La realidad es un concepto muy vago. Tirando un poco del hilo del multiverso, quizás cada decisión bifurque los caminos, quizás nuestro pensamiento moldee eso a lo que llamamos realidad a cada paso que damos, pero no necesariamente en el sentido que desearíamos si pudiésemos manipular la realidad como si fuese un bloque húmedo de arcilla. En El horizonte del universo, el escritor y científico Joaquín María Azagra nos obliga a entrar en un juego de capas y proyecciones que nos lleva a preguntarnos acerca de la naturaleza de eso a lo que llamamos ser o yo. Su primera novela, inteligente y atrevida, abre una grieta en la superficie de lo real a través del acto de crear: en este caso pintar y escribir, aunque no exclusivamente. Cabe destacar que Azagra ha entrado con esta historia en el catálogo fascinante de La máquina que hace PING!, un sello atípico que ya ha aparecido en esta sección, en el que se encuentran auténticas joyas de lo new weird y lo slipstream como Buscando a Jake y otros relatos, del gran China Miéville. Azagra es de hecho el primer novelista español publicado por esta editorial. La premisa es la que sigue: una pintora y un científico tienen un encuentro sexual en un acantilado. Lo desconocen todo el uno del otro, e incluso desconocen cómo han llegado a parar allí. Tras esto se separan: él marcha a Leiden de estancia en un centro de investigación, y ella pinta un retrato del científico, pero la figura del cuadro escapa de él y adopta la forma siniestra de El Hongo, un musgo viviente que acecha al científico en su apartamento de Leiden, como una sombra furtiva en la pared o como una aparición barkeriana que se encarna poco a poco desde el espanto. La novela de Azagra no es sencilla: lo que ocurre se enrosca sobre sí mismo y se despliega, vira y salta de órbita y de dimensión. No en vano ese definirse como slipstream implica vocación de extrañamiento, de desconcierto, de una sana incomodidad.
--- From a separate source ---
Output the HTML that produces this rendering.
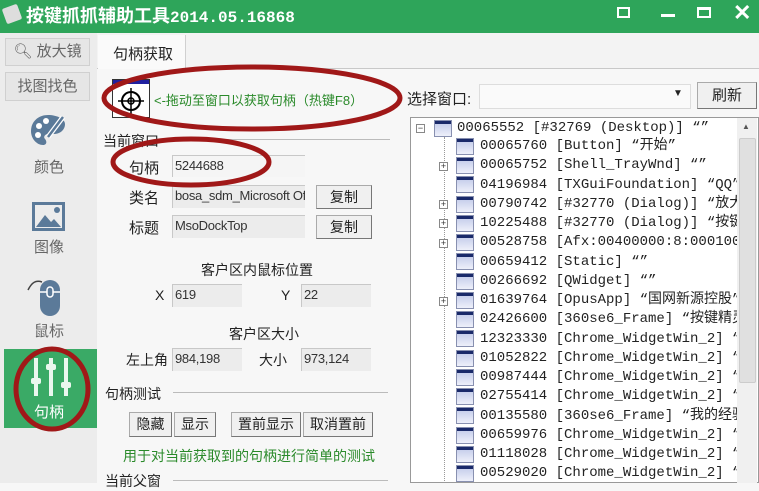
<!DOCTYPE html>
<html><head><meta charset="utf-8"><style>
*{margin:0;padding:0;box-sizing:border-box}
body{width:759px;height:483px;overflow:hidden;position:relative;background:#f7f7f7;font-family:"Liberation Sans","Noto Sans CJK SC",sans-serif;font-size:14px;color:#222}
.a{position:absolute;white-space:nowrap}
.inp{position:absolute;background:#ececec;border-top:1px solid #c8c8c8;border-left:1px solid #c8c8c8;font-size:13px;padding:2px 2px;color:#333;overflow:hidden;white-space:nowrap;letter-spacing:-0.3px}
.btn{position:absolute;background:#f0f0f0;border:1px solid #aaa;border-right-color:#777;border-bottom-color:#777;text-align:center;font-size:14px;line-height:22px}
.tree{font-family:"Liberation Mono","Noto Sans CJK SC",monospace;font-size:14px}
.ic{position:absolute;width:18px;height:17px;background:linear-gradient(#1a2a6a 0,#1a2a6a 3px,#c8d0ec 3px,#eef0fa 100%);border:1px solid #8890b0}
.pl{position:absolute;width:9px;height:9px;border:1px solid #888;background:#fff;font-size:9px;line-height:7px;text-align:center;color:#333;font-family:"Liberation Sans"}
</style></head><body>
<div class="a" style="left:0;top:0;width:759px;height:33px;background:#2ea55a"></div>
<div class="a" style="left:4px;top:6px;width:16px;height:16px;background:#ddd;transform:rotate(-20deg);border-radius:2px"></div>
<div class="a" style="left:26px;top:5px;font-size:18px;font-weight:bold;color:#fff;line-height:22px">按键抓抓辅助工具<span style="font-family:'Liberation Mono',monospace;font-size:16px">2014.05.16868</span></div>
<div class="a" style="left:617px;top:7px;width:13px;height:11px;border:2px solid #fff"></div>
<div class="a" style="left:661px;top:14px;width:14px;height:3px;background:#fff"></div>
<div class="a" style="left:697px;top:7px;width:14px;height:11px;border:2px solid #fff;border-top-width:3px"></div>
<div class="a" style="left:733px;top:0px;color:#fff;font-size:22px;font-weight:bold">✕</div>
<div class="a" style="left:0;top:33px;width:97px;height:450px;background:#ececec"></div>
<div class="btn" style="left:5px;top:38px;width:85px;height:28px;line-height:26px;color:#666;font-size:15px;background:#e6e6e6;border-color:#d0d0d0">&#x1F50D;&#xFE0E; 放大镜</div>
<div class="btn" style="left:5px;top:72px;width:85px;height:29px;line-height:27px;color:#666;font-size:15px;background:#e6e6e6;border-color:#d0d0d0">找图找色</div>
<svg class="a" style="left:30px;top:113px" width="36" height="36" viewBox="0 0 36 36"><path d="M18 2C8 2 1 9 1 18c0 8 6 14 12 14 4 0 4-4 2-6-2-2 0-5 3-5h6c6 0 11-4 11-10C35 6 27 2 18 2z" fill="#5b7a99"/><circle cx="9" cy="13" r="3" fill="#fff"/><circle cx="16" cy="8" r="3" fill="#fff"/><circle cx="8" cy="22" r="3" fill="#fff"/><path d="M33 4L18 24" stroke="#fff" stroke-width="5"/><path d="M33 4L18 24" stroke="#5b7a99" stroke-width="2.5"/></svg>
<div class="a" style="left:34px;top:156px;color:#666;font-size:15px">颜色</div>
<svg class="a" style="left:32px;top:202px" width="33" height="29"><rect x="1.5" y="1.5" width="30" height="26" fill="none" stroke="#5b7a99" stroke-width="3"/><path d="M4 25L13 13L19 20L22 17L29 25Z" fill="#5b7a99"/><circle cx="25" cy="8" r="3" fill="#5b7a99"/></svg>
<div class="a" style="left:34px;top:236px;color:#666;font-size:15px">图像</div>
<svg class="a" style="left:26px;top:276px" width="40" height="42"><path d="M2 14C6 6 10 4 16 6" stroke="#444" fill="none" stroke-width="1.5"/><rect x="14" y="4" width="20" height="36" rx="10" fill="#5b7a99"/><path d="M14 16H34" stroke="#fff" stroke-width="1.5"/><rect x="21" y="11" width="6" height="10" rx="3" fill="#5b7a99" stroke="#fff" stroke-width="1.5"/></svg>
<div class="a" style="left:34px;top:320px;color:#666;font-size:15px">鼠标</div>
<div class="a" style="left:4px;top:349px;width:93px;height:79px;background:#3aaa66"></div>
<svg class="a" style="left:31px;top:356px" width="40" height="42"><g fill="#eaf7ee"><rect x="3" y="2" width="4" height="38"/><rect x="0" y="22" width="10" height="6" rx="2"/><rect x="18" y="2" width="4" height="38"/><rect x="15" y="8" width="10" height="6" rx="2"/><rect x="33" y="2" width="4" height="38"/><rect x="30" y="26" width="10" height="6" rx="2"/></g></svg>
<div class="a" style="left:34px;top:401px;color:#fff;font-size:15px">句柄</div>
<svg class="a" style="left:0;top:340px" width="110" height="100"><ellipse cx="52" cy="49" rx="36" ry="40" fill="none" stroke="#a01818" stroke-width="5"/></svg>
<div class="a" style="left:97px;top:33px;width:662px;height:36px;background:#f3f3f3;border-bottom:1px solid #c8c8c8"></div>
<div class="a" style="left:98px;top:35px;width:88px;height:34px;background:#fafafa;border-right:1px solid #d0d0d0"></div>
<div class="a" style="left:113px;top:43px;font-size:15px">句柄获取</div>
<div class="a" style="left:112px;top:79px;width:38px;height:39px;border:1px solid #333;background:#fff"></div>
<div class="a" style="left:113px;top:80px;width:36px;height:4px;background:#2020a0"></div>
<svg class="a" style="left:116px;top:86px" width="30" height="30"><circle cx="15" cy="15" r="9" fill="none" stroke="#000" stroke-width="2"/><circle cx="15" cy="15" r="3" fill="none" stroke="#000" stroke-width="1.5"/><path d="M15 2V28M2 15H28" stroke="#000" stroke-width="1.5"/></svg>
<div class="a" style="left:154px;top:90px;color:#2a8a2a;font-size:13px">&lt;-拖动至窗口以获取句柄（热键F8）</div>
<div class="a" style="left:103px;top:131px;font-size:14px">当前窗口</div>
<div class="a" style="left:160px;top:139px;width:230px;border-top:1px solid #bbb"></div>
<div class="a" style="left:129px;top:157px;font-size:15px">句柄</div>
<div class="inp" style="left:172px;top:155px;width:133px;height:22px;background:#f5f5f5">5244688</div>
<div class="a" style="left:129px;top:187px;font-size:15px">类名</div>
<div class="inp" style="left:172px;top:185px;width:133px;height:23px">bosa_sdm_Microsoft Of</div>
<div class="btn" style="left:316px;top:185px;width:56px;height:24px">复制</div>
<div class="a" style="left:129px;top:217px;font-size:15px">标题</div>
<div class="inp" style="left:172px;top:215px;width:133px;height:23px">MsoDockTop</div>
<div class="btn" style="left:316px;top:215px;width:56px;height:24px">复制</div>
<div class="a" style="left:201px;top:260px;font-size:14px">客户区内鼠标位置</div>
<div class="a" style="left:155px;top:287px;font-size:14px">X</div>
<div class="inp" style="left:172px;top:284px;width:70px;height:23px">619</div>
<div class="a" style="left:281px;top:287px;font-size:14px">Y</div>
<div class="inp" style="left:301px;top:284px;width:70px;height:23px">22</div>
<div class="a" style="left:229px;top:324px;font-size:14px">客户区大小</div>
<div class="a" style="left:126px;top:350px;font-size:14px">左上角</div>
<div class="inp" style="left:172px;top:348px;width:70px;height:23px">984,198</div>
<div class="a" style="left:259px;top:350px;font-size:14px">大小</div>
<div class="inp" style="left:301px;top:348px;width:70px;height:23px">973,124</div>
<div class="a" style="left:105px;top:384px;font-size:14px">句柄测试</div>
<div class="a" style="left:173px;top:392px;width:215px;border-top:1px solid #bbb"></div>
<div class="btn" style="left:129px;top:412px;width:43px;height:25px">隐藏</div>
<div class="btn" style="left:174px;top:412px;width:42px;height:25px">显示</div>
<div class="btn" style="left:231px;top:412px;width:70px;height:25px">置前显示</div>
<div class="btn" style="left:303px;top:412px;width:70px;height:25px">取消置前</div>
<div class="a" style="left:123px;top:446px;color:#2a8a2a;font-size:14px">用于对当前获取到的句柄进行简单的测试</div>
<div class="a" style="left:105px;top:471px;font-size:14px">当前父窗</div>
<div class="a" style="left:173px;top:480px;width:215px;border-top:1px solid #bbb"></div>
<svg class="a" style="left:0;top:0" width="410" height="200"><ellipse cx="252" cy="98" rx="148" ry="31" fill="none" stroke="#a01818" stroke-width="5"/><ellipse cx="191" cy="162" rx="78" ry="23" fill="none" stroke="#a01818" stroke-width="5"/></svg>
<div class="a" style="left:407px;top:88px;font-size:15px">选择窗口:</div>
<div class="a" style="left:479px;top:84px;width:212px;height:25px;background:#fafafa;border:1px solid #ddd"></div>
<div class="a" style="left:673px;top:88px;font-size:10px">▼</div>
<div class="btn" style="left:697px;top:82px;width:60px;height:27px;line-height:25px;font-size:15px">刷新</div>
<div class="a" style="left:410px;top:117px;width:349px;height:366px;background:#fff;border:1px solid #999"></div>
<div class="a" style="left:737px;top:118px;width:20px;height:365px;background:#f0f0f0"></div>
<div class="a" style="left:739px;top:138px;width:17px;height:245px;background:#e0e0e0;border:1px solid #ccc;border-radius:2px"></div>
<div class="a" style="left:742px;top:122px;font-size:8px;color:#555">▲</div>
<div class="a tree" style="left:410px;top:118px;width:327px;height:365px;overflow:hidden">
<div class="pl" style="left:6px;top:6px">−</div>
<div class="ic" style="left:24px;top:2px"></div>
<div class="a" style="left:47px;top:2px">00065552 [#32769 (Desktop)] “”</div>
<div class="a" style="left:34px;top:19px;height:350px;border-left:1px dotted #999"></div>
</div>
<div class="a tree" style="left:410px;top:118px;width:327px;height:365px;overflow:hidden">
<div class="a" style="left:70px;top:19px;line-height:19.25px">00065760 [Button] “开始”<br>00065752 [Shell_TrayWnd] “”<br>04196984 [TXGuiFoundation] “QQ”<br>00790742 [#32770 (Dialog)] “放大镜”<br>10225488 [#32770 (Dialog)] “按键抓抓”<br>00528758 [Afx:00400000:8:00010003]<br>00659412 [Static] “”<br>00266692 [QWidget] “”<br>01639764 [OpusApp] “国网新源控股”<br>02426600 [360se6_Frame] “按键精灵”<br>12323330 [Chrome_WidgetWin_2] “”<br>01052822 [Chrome_WidgetWin_2] “”<br>00987444 [Chrome_WidgetWin_2] “”<br>02755414 [Chrome_WidgetWin_2] “”<br>00135580 [360se6_Frame] “我的经验”<br>00659976 [Chrome_WidgetWin_2] “”<br>01118028 [Chrome_WidgetWin_2] “”<br>00529020 [Chrome_WidgetWin_2] “”</div>
<div class="ic" style="left:46px;top:20px"></div><div class="ic" style="left:46px;top:39px"></div><div class="ic" style="left:46px;top:58px"></div><div class="ic" style="left:46px;top:78px"></div><div class="ic" style="left:46px;top:97px"></div><div class="ic" style="left:46px;top:116px"></div><div class="ic" style="left:46px;top:135px"></div><div class="ic" style="left:46px;top:155px"></div><div class="ic" style="left:46px;top:174px"></div><div class="ic" style="left:46px;top:193px"></div><div class="ic" style="left:46px;top:212px"></div><div class="ic" style="left:46px;top:232px"></div><div class="ic" style="left:46px;top:251px"></div><div class="ic" style="left:46px;top:270px"></div><div class="ic" style="left:46px;top:289px"></div><div class="ic" style="left:46px;top:309px"></div><div class="ic" style="left:46px;top:328px"></div><div class="ic" style="left:46px;top:347px"></div>
<div class="pl" style="left:29px;top:44px">+</div><div class="pl" style="left:29px;top:82px">+</div><div class="pl" style="left:29px;top:101px">+</div><div class="pl" style="left:29px;top:121px">+</div><div class="pl" style="left:29px;top:179px">+</div>
</div>
</body></html>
El horizonte del universo es un título —no el primero que tuvo el relato, pero sí el mejor— que juega en este nivel del zarandear la razón: su autor nos descubre buhardillas en las que no terminan los edificios a la vez que trae hasta un primer plano a Gulliver, pero sobre todo escribe acerca del hecho creador. Los protagonistas de esta historia son también motores que generan otras historias, y en esta línea sucesoria de creadores creados podríamos seguir y seguir —¿y a Dios, quién lo creó?— mientras esos personajes de los que hemos sabido al principio de la novela se dibujan y desdibujan y se vuelven a dibujar. Cómo conjuga Azagra la existencia de un amenazante ser fúngico y de inquietantes buhardillas cósmicas, el desarrollo de encuentros sexuales terminales sobre acantilados, o la transmigración de las almas hechas de palabras es algo que solo se averigua acercándose a una librería o a una biblioteca para conseguir un ejemplar de esta novela weird y wise, para a continuación leerla sin dejar que pase demasiado entre la primera y la última página. En la novela de Azagra se entra mirando a un lado y a otro, se aprieta el paso, se corre a través de los capítulos, se para en seco, se titubea, se adentra uno en lo desconocido, se es arrastrado por los acontecimientos, se cae rampa arriba sin poder asirse a nada, se es deslumbrado como un conejo en una nacional transdimensional, se abandona la resistencia y se acepta finalmente que si uno lee, también puede estar siendo leído. Dice Azagra, quién sabe si en este punto él mismo personaje de la imaginación: el lector cree que nuestra historia es ficción y la suya no.